Have you done any kind of checking on this guy? I'm sure there are plenty of decent people meeting other people on the internet, but there are enough nut cases out there that you should be VERY careful until you know more about him than what he's told you on line. If you don't know it, you need to know where he lives, how to reach him by phone, (land phone, IN his house, not just a cell phone!) and not just what he tells you, but what you have verified for yourself. Make sure there's not a wife, or a girlfriend. Make sure he really works where he says he does.
Where did you get the idea that "dating" means you're expected to have sex? You do what YOU want to do, not what you think someone expects.
Speaking as a guy who did a lot of online dating...in fact, my DW and I met online on matchdotcom 5 years ago. Online dating is now VERY mainstream.

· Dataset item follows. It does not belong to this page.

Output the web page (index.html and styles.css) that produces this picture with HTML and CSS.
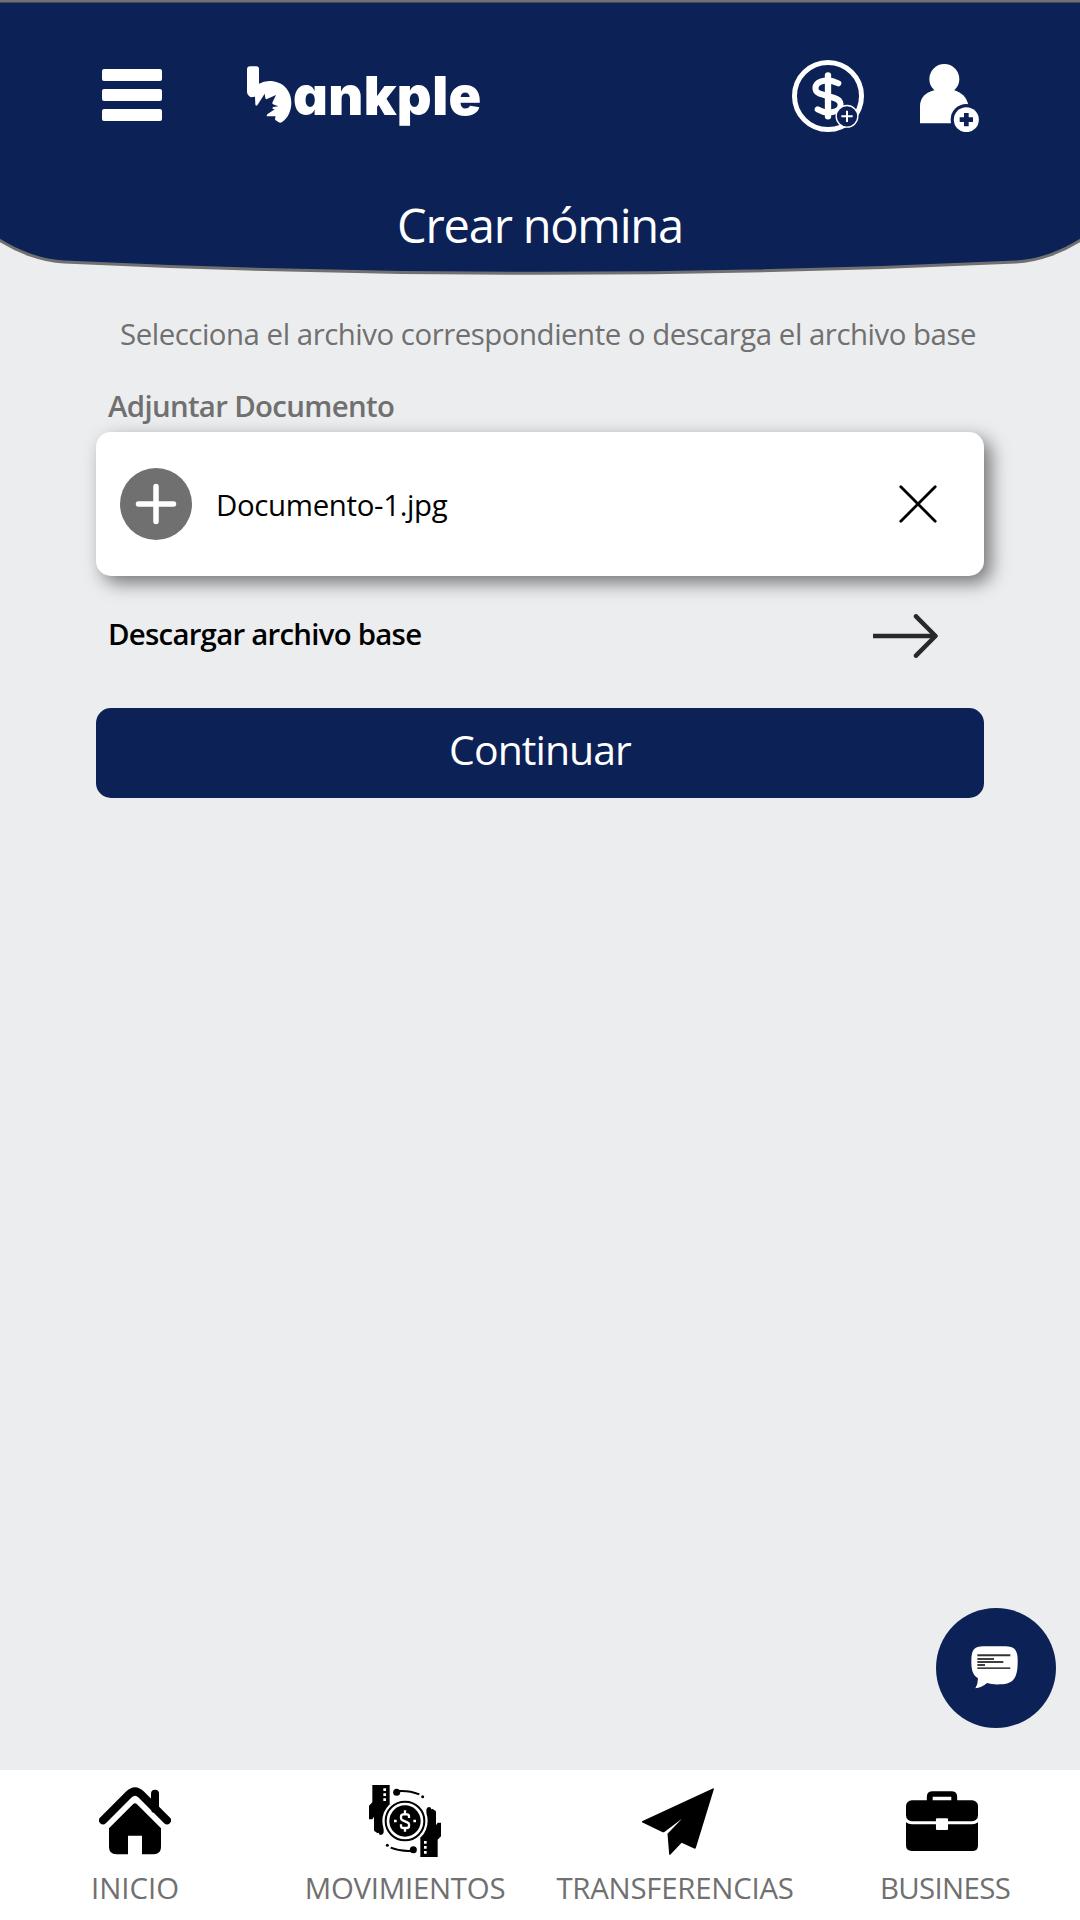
FILE: index.html
```html
<!DOCTYPE html>
<html lang="es">
<head>
<meta charset="utf-8">
<title>Bankple - Crear nómina</title>
<link rel="stylesheet" href="styles.css">
</head>
<body>
<div class="app">
  <header class="header">
    <svg class="header-shape" viewBox="0 0 1080 280" aria-hidden="true">
      <path d="M-4 1H1084V238C1063 252 1038 261 1016 262Q540 284.600 64 262C42 261 17 252 -4 238Z"/>
    </svg>
    <div class="topbar">
      <button class="icon-button" aria-label="Menú">
        <svg width="60" height="52" viewBox="0 0 60 52" fill="#fff">
          <rect width="60" height="12" rx="2"/><rect y="20" width="60" height="12" rx="2"/><rect y="40" width="60" height="12" rx="2"/>
        </svg>
      </button>
      <div class="logo">
        <svg class="logo-mark" width="45" height="57" viewBox="499 78 135 171" fill="#fff" aria-hidden="true">
          <path d="M508 79H527Q535 79 535 87V131Q549 123 566 123C606 123 632 151 632 188C632 213 621 235 603 247Q598 250 593 246L584 240Q582 236 585 229L560 229Q556 227 560 223L582 208L576 206Q574 203 578 201L593 199L577 193Q573 190 577 184L586 165L559 177Q555 179 554 174L552 161L531 194Q525 201 524 193L523 170L510 172Q499 164 499 155V88Q499 79 508 79Z"/>
        </svg>
        <span class="logo-text">ankple</span>
      </div>
      <div class="actions">
        <button class="icon-button" aria-label="Agregar dinero">
          <svg width="72" height="72" viewBox="66 60 216 216" fill="none" stroke="#fff">
            <circle cx="174" cy="168" r="100.500" stroke-width="15"/>
            <path d="M174 106V229" stroke-width="19" stroke-linecap="round"/>
            <path d="M205 130C188 121 168 119 152 125C132 133 131 154 149 161L193 174C217 181 217 205 199 213C182 220 160 218 143 208" stroke-width="18" stroke-linecap="round"/>
            <circle cx="231" cy="229" r="32.500" fill="#0c2156" stroke-width="4"/>
            <path d="M214 229H248M231 212V246" stroke-width="6"/>
          </svg>
        </button>
        <button class="icon-button" aria-label="Agregar usuario">
          <svg width="60" height="68" viewBox="450 71 180 204" fill="#fff">
            <circle cx="523" cy="116" r="45"/>
            <path d="M450 249V197C450 172 468 155 495 149H551C574 156 590 170 595 194L570 249Z"/>
            <circle cx="589" cy="238" r="47" fill="#0c2156"/>
            <circle cx="589" cy="238" r="37.500"/>
            <path d="M569 238H609M589 218V258" stroke="#0c2156" stroke-width="14"/>
          </svg>
        </button>
      </div>
    </div>
    <h1 class="title">Crear nómina</h1>
  </header>

  <main class="content">
    <p class="intro">Selecciona el archivo correspondiente o descarga el archivo base</p>
    <h2 class="label">Adjuntar Documento</h2>
    <section class="file-card">
      <svg width="72" height="72" viewBox="0 0 72 72" aria-hidden="true">
        <circle cx="36" cy="36" r="36" fill="#707070"/>
        <path d="M18.500 36H53.500M36 18.500V53.500" stroke="#fff" stroke-width="5.500" stroke-linecap="round"/>
      </svg>
      <span class="file-name">Documento-1.jpg</span>
      <button class="icon-button" aria-label="Quitar archivo">
        <svg width="38" height="38" viewBox="0 0 38 38"><path d="M1.800 1.800L36.200 36.200M36.200 1.800L1.800 36.200" stroke="#000" stroke-width="2.800" stroke-linecap="round"/></svg>
      </button>
    </section>
    <a class="download">
      <span class="download-text">Descargar archivo base</span>
      <svg class="download-arrow" width="66" height="44" viewBox="0 0 66 44" fill="none" stroke="#292929" stroke-width="4.500">
        <path d="M0 22H62"/><path d="M43 2.300L62.500 22L43 41.700" stroke-linecap="round" stroke-linejoin="round"/>
      </svg>
    </a>
    <button class="primary">Continuar</button>
  </main>

  <button class="chat" aria-label="Chat">
    <svg width="47" height="43" viewBox="153 167 141 129">
      <path d="M190 168H256C282 168 292 178 293 206C294 260 284 281 240 282Q215 283 201 278Q184 293 166 294Q174 281 174 264C158 254 154 238 154 214C154 178 162 169 190 168Z" fill="#fff"/>
      <path d="M172 195H271" stroke="#333" stroke-width="6"/>
      <path d="M172 206H222M172 215H250M172 224H195M172 233.500H271" stroke="#000" stroke-width="4"/>
    </svg>
  </button>

  <nav class="tabs">
    <a class="tab tab-home">
      <span class="tab-icon"><svg width="72" height="68" viewBox="117 82 216 204">
        <path d="M129 182L206 105Q225 86 244 105L321 182M285 102V148" fill="none" stroke="#000" stroke-width="24" stroke-linecap="round"/>
        <path d="M219 134Q225 128 231 134L303 206V262Q303 284 281 284H246V228H204V284H169Q147 284 147 262V206Z"/>
      </svg></span>
      <span class="tab-label">INICIO</span>
    </a>
    <a class="tab tab-moves">
      <span class="tab-icon"><svg width="72" height="72" viewBox="237 75 216 216">
        <g id="hand">
          <path d="M247 75H299V132L305 145L281 180V217Q280 225 273 225Q267 225 266 218Q260 221 258 215Q252 216 252 209V170L247 178H237V137L247 127Z"/>
          <path d="M280 85h8v8h-8zM280 100h8v8h-8zM280 115h8v8h-8z" fill="#fff"/>
          <circle cx="320" cy="97" r="10.500"/>
          <path d="M320 93.500Q356 90 388 103" fill="none" stroke="#000" stroke-width="6"/>
          <circle cx="398" cy="110" r="4.500"/>
        </g>
        <use href="#hand" transform="rotate(180 345 183)"/>
        <circle cx="345" cy="183" r="68" fill="#fff"/>
        <circle cx="345" cy="183" r="58" fill="none" stroke="#000" stroke-width="6"/>
        <circle cx="345" cy="183" r="47"/>
        <path d="M357 174V169Q357 163 351 163H340Q333 163 333 170V175Q333 179 338 181L352 187Q357 189 357 193V198Q357 204 351 204H340Q333 204 333 197V193M345 151V163M345 204V215" fill="none" stroke="#fff" stroke-width="7"/>
        <path d="M312 179h8v8h-8zM370 179h8v8h-8z" fill="#fff"/>
      </svg></span>
      <span class="tab-label">MOVIMIENTOS</span>
    </a>
    <a class="tab tab-transfers">
      <span class="tab-icon"><svg class="plane" width="72" height="67" viewBox="296 82 209 201" preserveAspectRatio="none">
        <path d="M296 182L503 83L505 84L452 263L449 264L411 246L378 282L375 282L370 219L412 174L360 215H356L296 185Z"/>
      </svg></span>
      <span class="tab-label">TRANSFERENCIAS</span>
    </a>
    <a class="tab tab-business">
      <span class="tab-icon"><svg class="case" width="72" height="60" viewBox="1063 92 209 181" preserveAspectRatio="none">
        <path d="M1132 122V109Q1132 101 1141 101H1194Q1203 101 1203 109V122" fill="none" stroke="#000" stroke-width="17"/>
        <rect x="1063" y="120" width="209" height="63" rx="17"/>
        <path d="M1063 186Q1070 192 1080 192H1255Q1265 192 1272 186V256Q1272 273 1255 273H1080Q1063 273 1063 256Z"/>
        <rect x="1150" y="174" width="35" height="36" rx="3" fill="#fff"/>
      </svg></span>
      <span class="tab-label">BUSINESS</span>
    </a>
  </nav>
</div>
</body>
</html>
```
FILE: styles.css
```css
* {
  box-sizing: border-box;
  margin: 0;
}

body {
  font-family: "Open Sans", "Noto Sans", sans-serif;
  font-size: 29.4px;
  line-height: 40px;
  color: #000;
  background: #ecedef;
}

svg {
  display: block;
}

button {
  border: 0;
  padding: 0;
  background: none;
  font: inherit;
  color: inherit;
}

.app {
  position: relative;
  display: flex;
  flex-direction: column;
  width: 1080px;
  height: 1920px;
  overflow: hidden;
}

.header {
  position: relative;
  height: 280px;
  padding-top: 60px;
}

.header-shape {
  position: absolute;
  inset: 0;
  width: 1080px;
  height: 280px;
  fill: #0c2156;
  stroke: #707070;
  stroke-width: 3;
}

.topbar {
  position: relative;
  display: flex;
  align-items: flex-start;
  height: 135px;
  padding: 0 100px 0 102px;
}

.topbar > .icon-button {
  padding-top: 9px;
}

.logo {
  display: flex;
  align-items: flex-start;
  margin-left: 85px;
  padding-top: 6px;
}

.logo-text {
  font: 900 54px/60px Inter, sans-serif;
  font-feature-settings: "cv11";
  letter-spacing: 0.4px;
  color: #fff;
  margin: 0 0 0 1px;
}

.actions {
  display: flex;
  gap: 56px;
  margin-left: auto;
}

.actions .icon-button:last-child {
  padding-top: 4px;
}

.title {
  position: relative;
  font-size: 47px;
  font-weight: 400;
  line-height: 60px;
  letter-spacing: -1.2px;
  text-align: center;
  color: #fff;
}

.content {
  flex: 1;
  padding: 34px 96px 0;
}

.intro {
  padding-left: 24px;
  letter-spacing: -0.47px;
  white-space: nowrap;
  color: #707070;
}

.label {
  margin-top: 32px;
  padding-left: 12px;
  font-size: inherit;
  font-weight: 600;
  letter-spacing: -0.67px;
  color: #707070;
}

.file-card {
  display: flex;
  align-items: center;
  height: 144px;
  margin-top: 6px;
  padding: 0 47px 0 24px;
  border-radius: 15px;
  background: #fff;
  box-shadow: 7px 7px 18px rgba(0, 0, 0, 0.5);
}

.file-name {
  flex: 1;
  margin-left: 24px;
  padding-top: 2px;
  letter-spacing: -0.33px;
}

.download {
  display: flex;
  align-items: center;
  justify-content: space-between;
  height: 44px;
  margin-top: 38px;
  padding: 0 45px 0 12px;
}

.download-text {
  font-weight: 600;
  letter-spacing: -0.75px;
  padding-bottom: 4px;
}

.primary {
  display: block;
  width: 100%;
  height: 90px;
  margin-top: 50px;
  padding-bottom: 8px;
  border-radius: 15px;
  background: #0c2156;
  color: #fff;
  font-size: 41px;
  letter-spacing: -0.95px;
}

.chat {
  position: absolute;
  right: 24px;
  bottom: 192px;
  display: grid;
  place-items: center;
  width: 120px;
  height: 120px;
  padding: 0 4px 2px 0;
  border-radius: 50%;
  background: #0c2156;
}

.tabs {
  display: grid;
  grid-template-columns: repeat(4, 1fr);
  height: 150px;
  padding-top: 15px;
  background: #fff;
}

.tab {
  display: flex;
  flex-direction: column;
  align-items: center;
  gap: 11px;
  color: #707070;
}

.tab-icon {
  display: grid;
  place-items: center;
  width: 72px;
  height: 72px;
  color: #000;
}

.plane {
  margin-left: 3px;
}

.case {
  margin-left: -6px;
}

.tab-label {
  letter-spacing: -0.25px;
}

.tab-home .tab-label {
  letter-spacing: 0;
}

.tab-business .tab-label {
  letter-spacing: -0.65px;
}
```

If you are going on a second date with him, that's a good sign. Most of the women I met I didn't go on a second date with because I didn't feel a connection. With my DW, there was a connection right away. We didn't have sex until 6 weeks later.
The most important advice I can give you with online dating is to trust your instincts. Little things mean a lot. If someone you meet seems weird, it's because he is weird. If you don't trust your instincts invite him out with your friends, then ask them what they think.
The biggest risk is that the other person is already in a relationship. I would at least wait until you get to see where he lives. If he won't show you his place, it's probably because he is sharing it with another woman.
Good Luck! There are many many online dating success stories. I think it's a great place for people in their 30's and older to meet.
John
How about a novel approach. I would recommend your honeymoon night. By that time you know he wants a committed relationship with you and that hopefully he will be around for the long haul. I am a guy who is sometimes the old crumudgen around here. I wish I had waited for my DW and our honeymoon night. She did.
CH
Edited 3/4/2005 4:01 pm ET ET by katmandoo2001
Hi,
I have an opinion here but I'll preface it by saying that I dont know if you found this guy at an online dating site or if this was an accident like mine so I am sorry in advance if I offend you (I'm 30 btw). I met mine online almost two years ago and we've been an item for nine months now. He spent two weeks with me back in July and I went to go visit him over Christmas. And I still havent had sex with him (and no he hasnt pressured me at all). My advice is the right time is when you know (not just think) you're ready and if the guy cant handle that then he's not the right one. Mine keeps doing all kinds of things but what really took the cake was his staying up all night with me before a 16 hour shift because I was worried about my sick mom (and he then proceeded to send her flowers). So rest assured that not all men are in it for sex.